Thursday, November 09, 2006

Hymns vs. Choruses

In light of my postings on "Can We Rock The Gospel?", it got my mind thinking about the relativity of music. This led me to reflecting upon the frequent divide of churches in the last 15 years between traditional hymn users and churches that use newer, simpler and more emotional songs, usually called, "choruses".

My take:

To draw sharp line in the sand saying that one musical song form is inherently better than another is completely simplistic and potentially idolatrous. Hymns have a distinguishing musical form as does choruses. These are just arrangements of notes and rhythms and lyrics. That is all. Some are good and some are bad. To say that one form of song is inherently better than another is very short-sighted.

I believe that there are reasons why we have been singing, Martin Luther's, "A Mighty Fortress is our God" for around 400 years now. It's because it is an amazing song. Time will tell which songs are worth keeping around and which ones are not. There are great hymns and literally hundreds if not thousands of them which you have never heard of because they died off over years. The cream always rises to the top. The strong will survive. Musical natural selection if you will.

The same will be true of our newer songs that have been written in the last fifteen years or so. The problem is that we don't have the luxury of time to test all these songs; the church on the whole is doing that right now. There are many songs that I used to lead 5 years ago that will never see the light of day again. This is fine and they served the purpose that they needed to for that time. Other songs like "In Christ Alone" and "Shout to the Lord" will probably be sung for years and years to come.

The question is not hymn or choruses. The question is what are the best songs? There are some from both camps and both camps need to be drawn from to honor our past and continue to "sing a new song to the Lord".

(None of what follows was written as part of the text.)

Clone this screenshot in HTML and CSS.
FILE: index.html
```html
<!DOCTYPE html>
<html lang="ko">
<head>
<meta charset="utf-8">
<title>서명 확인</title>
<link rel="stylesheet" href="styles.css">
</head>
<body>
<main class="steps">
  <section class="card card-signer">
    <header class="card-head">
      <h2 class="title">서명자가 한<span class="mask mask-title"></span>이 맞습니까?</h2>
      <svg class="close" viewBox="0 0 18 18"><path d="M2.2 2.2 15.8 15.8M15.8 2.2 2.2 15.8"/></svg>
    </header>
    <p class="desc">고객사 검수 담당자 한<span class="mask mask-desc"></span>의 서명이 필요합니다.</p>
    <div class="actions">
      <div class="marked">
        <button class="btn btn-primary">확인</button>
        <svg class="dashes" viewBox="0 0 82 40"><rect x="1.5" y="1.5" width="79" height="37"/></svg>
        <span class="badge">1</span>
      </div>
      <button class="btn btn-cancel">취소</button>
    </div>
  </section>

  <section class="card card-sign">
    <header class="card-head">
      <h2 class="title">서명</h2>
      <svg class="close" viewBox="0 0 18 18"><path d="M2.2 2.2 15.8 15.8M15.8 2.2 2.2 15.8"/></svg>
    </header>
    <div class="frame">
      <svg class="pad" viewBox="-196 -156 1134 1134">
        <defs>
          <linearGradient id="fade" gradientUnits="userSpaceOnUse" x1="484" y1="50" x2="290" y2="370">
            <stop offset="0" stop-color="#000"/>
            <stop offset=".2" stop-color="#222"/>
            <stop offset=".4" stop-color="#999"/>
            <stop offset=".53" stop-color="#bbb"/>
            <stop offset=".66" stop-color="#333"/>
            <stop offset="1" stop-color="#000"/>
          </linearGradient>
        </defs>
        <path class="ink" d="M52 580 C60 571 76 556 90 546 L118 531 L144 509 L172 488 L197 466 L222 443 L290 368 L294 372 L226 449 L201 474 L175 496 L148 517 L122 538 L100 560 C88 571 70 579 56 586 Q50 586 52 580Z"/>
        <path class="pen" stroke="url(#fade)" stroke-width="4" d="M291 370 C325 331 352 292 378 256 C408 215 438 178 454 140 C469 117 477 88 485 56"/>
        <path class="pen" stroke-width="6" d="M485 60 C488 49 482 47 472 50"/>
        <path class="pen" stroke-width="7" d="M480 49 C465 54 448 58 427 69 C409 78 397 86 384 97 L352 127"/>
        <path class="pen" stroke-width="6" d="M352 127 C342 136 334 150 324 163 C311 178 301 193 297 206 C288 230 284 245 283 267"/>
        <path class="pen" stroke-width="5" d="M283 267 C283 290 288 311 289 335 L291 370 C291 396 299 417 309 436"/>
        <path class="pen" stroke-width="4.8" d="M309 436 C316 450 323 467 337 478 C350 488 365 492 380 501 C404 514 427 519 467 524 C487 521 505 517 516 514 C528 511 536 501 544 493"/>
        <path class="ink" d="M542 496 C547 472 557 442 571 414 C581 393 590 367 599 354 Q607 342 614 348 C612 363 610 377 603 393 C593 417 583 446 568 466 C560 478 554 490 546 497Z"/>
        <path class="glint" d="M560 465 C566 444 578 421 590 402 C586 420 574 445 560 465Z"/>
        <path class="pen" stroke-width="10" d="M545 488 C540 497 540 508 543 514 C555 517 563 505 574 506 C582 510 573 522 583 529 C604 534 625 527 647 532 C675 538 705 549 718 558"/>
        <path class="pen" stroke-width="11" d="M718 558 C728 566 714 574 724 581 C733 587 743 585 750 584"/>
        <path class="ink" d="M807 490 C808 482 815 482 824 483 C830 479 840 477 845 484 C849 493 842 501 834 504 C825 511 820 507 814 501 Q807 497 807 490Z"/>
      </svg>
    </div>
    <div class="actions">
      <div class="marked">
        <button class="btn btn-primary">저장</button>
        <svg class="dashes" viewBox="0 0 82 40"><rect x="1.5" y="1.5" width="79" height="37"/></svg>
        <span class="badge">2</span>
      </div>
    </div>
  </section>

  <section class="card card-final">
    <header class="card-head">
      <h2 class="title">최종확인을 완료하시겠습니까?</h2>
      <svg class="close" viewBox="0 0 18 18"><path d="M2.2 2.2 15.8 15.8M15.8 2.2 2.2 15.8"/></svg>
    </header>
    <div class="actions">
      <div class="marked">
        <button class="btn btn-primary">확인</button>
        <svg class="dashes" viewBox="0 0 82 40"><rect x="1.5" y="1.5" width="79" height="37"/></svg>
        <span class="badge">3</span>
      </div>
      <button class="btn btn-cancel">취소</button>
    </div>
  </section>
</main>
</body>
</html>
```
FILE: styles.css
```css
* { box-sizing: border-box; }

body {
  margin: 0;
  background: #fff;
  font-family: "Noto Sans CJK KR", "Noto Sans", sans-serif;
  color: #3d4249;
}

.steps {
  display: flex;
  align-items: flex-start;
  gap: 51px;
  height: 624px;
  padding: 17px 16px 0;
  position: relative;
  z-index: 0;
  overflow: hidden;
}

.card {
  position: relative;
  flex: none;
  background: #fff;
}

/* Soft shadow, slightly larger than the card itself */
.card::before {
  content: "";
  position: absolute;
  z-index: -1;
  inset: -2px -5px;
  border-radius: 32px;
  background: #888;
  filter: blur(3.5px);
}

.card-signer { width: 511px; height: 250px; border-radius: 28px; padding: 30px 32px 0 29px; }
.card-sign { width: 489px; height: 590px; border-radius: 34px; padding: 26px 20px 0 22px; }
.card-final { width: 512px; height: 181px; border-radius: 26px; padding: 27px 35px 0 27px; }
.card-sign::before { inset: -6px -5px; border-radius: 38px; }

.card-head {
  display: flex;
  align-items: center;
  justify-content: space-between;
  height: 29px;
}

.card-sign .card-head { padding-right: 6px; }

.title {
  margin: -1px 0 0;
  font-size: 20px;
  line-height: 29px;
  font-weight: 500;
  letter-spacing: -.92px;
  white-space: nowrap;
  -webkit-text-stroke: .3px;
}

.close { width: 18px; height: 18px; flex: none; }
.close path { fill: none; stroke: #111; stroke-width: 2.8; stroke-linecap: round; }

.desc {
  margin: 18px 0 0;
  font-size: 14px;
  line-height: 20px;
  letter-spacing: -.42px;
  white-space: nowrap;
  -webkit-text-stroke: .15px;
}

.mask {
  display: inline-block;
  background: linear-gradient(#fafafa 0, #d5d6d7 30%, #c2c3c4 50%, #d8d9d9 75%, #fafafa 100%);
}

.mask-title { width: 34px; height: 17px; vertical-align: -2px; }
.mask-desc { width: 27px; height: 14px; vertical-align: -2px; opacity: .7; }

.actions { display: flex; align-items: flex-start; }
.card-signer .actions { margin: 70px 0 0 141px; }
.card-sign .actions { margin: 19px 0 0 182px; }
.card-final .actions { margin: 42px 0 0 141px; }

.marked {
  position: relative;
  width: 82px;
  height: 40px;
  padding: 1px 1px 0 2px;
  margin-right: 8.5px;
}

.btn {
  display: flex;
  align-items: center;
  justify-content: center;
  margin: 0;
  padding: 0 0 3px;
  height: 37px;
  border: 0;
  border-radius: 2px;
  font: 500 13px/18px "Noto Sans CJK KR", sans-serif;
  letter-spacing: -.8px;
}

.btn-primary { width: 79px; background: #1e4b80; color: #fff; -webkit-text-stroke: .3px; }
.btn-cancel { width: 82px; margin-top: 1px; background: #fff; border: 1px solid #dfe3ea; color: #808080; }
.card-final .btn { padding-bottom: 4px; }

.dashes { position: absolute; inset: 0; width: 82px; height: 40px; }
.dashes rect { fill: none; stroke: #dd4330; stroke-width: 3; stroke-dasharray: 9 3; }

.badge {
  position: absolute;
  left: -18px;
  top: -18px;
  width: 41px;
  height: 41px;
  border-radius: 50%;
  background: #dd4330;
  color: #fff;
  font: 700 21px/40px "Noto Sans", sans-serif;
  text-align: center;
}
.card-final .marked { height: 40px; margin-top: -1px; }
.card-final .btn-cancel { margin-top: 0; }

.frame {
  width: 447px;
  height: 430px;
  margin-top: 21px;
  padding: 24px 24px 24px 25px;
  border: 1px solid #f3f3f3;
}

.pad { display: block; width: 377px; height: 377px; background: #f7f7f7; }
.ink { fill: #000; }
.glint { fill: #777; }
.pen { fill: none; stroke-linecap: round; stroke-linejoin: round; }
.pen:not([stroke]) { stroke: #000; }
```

As I see it, three main questions need to be asked in reference to songs in church, hymn or chorus:

1. Who is playing the song? Can they play with relative skill? (Psalm 33:3)
2. What sort of instrumentation is used?
3. Is it a good song? (subjective I know, but leaders need to decide this together)

6 comments:

Anonymous said...

Does it have to be 'versus' and not 'and'? How about Col 3:16 "Let the word of Christ dwell in you richly, as you teach and admonish one another in all wisdom, and as you sing psalms and hymns and spirtual songs with thankfulness in your hearts to God."
Can I say that the word of God must be central as the Church does what it's suppose to do-teach, admonish, worship, etc, with thankfulness?
If that's true than we need to be wise and only sing those songs that focus on Him, who alone is worthy of all our worship and praise.
My preference would be to sing all sorts of music in our worship service-psalms, hymns and spiritual songs.
Feedback Z?

Vitamin Z said...

I agree. I think that's what I said in my post - did you read it?

Anonymous said...

Perhaps add a fourth point? The songs/choruses (or is it "chorai" or "chorae"?) must be in accord with scripture!!! This is a tough task which includes among other things defining the general ballpark of what "in accord with scripture" means, but there are some doozies which are sung (both old and new) which are more the reflections of the songwriter and have little to do with scripture. At least show that there is some sort of real struggle to understand and live what scripture teaches--an enterprise which includes real discussion of what songs are in accord with scripture and which are not and how we determine this. We need to be engaged in this sort of dialogue!! Eventually, continual singing of such songs not in accord with scripture makes it difficult to teach something that is in accord with scripture to a bunch of people who have the lyrics of a song not in accord with scripture floating around in their heads. So, however you put it, I would suggest adding this fourth point: songs must be in accord with what scripture teaches, and not pop-Christian "doctrine."

Vitamin Z said...

I agree - I think that is a whole other blog post - I was assume this under the heading "they must be good songs" but was too lazy to define my terms. I take for granted that "good" in good songs points to lyrical content that is theologically sound and not just good chord changes and melodies.

BTW - congrats on the PHD stuff. Way to Go!

Anonymous said...

Zach,
I thought as much, but wanted to post anyway to see if there would be some more discussion.....you need to get all the folks at your church to read your blog more! You put up a lot of good posts, but I so often see "0 comments" at the bottom of a post. I'm sad.
BTW--how did you know my exam results? (assuming that it what you were referring to).
Peace, bro.

Vitamin Z said...

Your wife has me and Kim on the mass email list I think.

In terms of comments I don't know what to say... I'm just a blogging wanna be.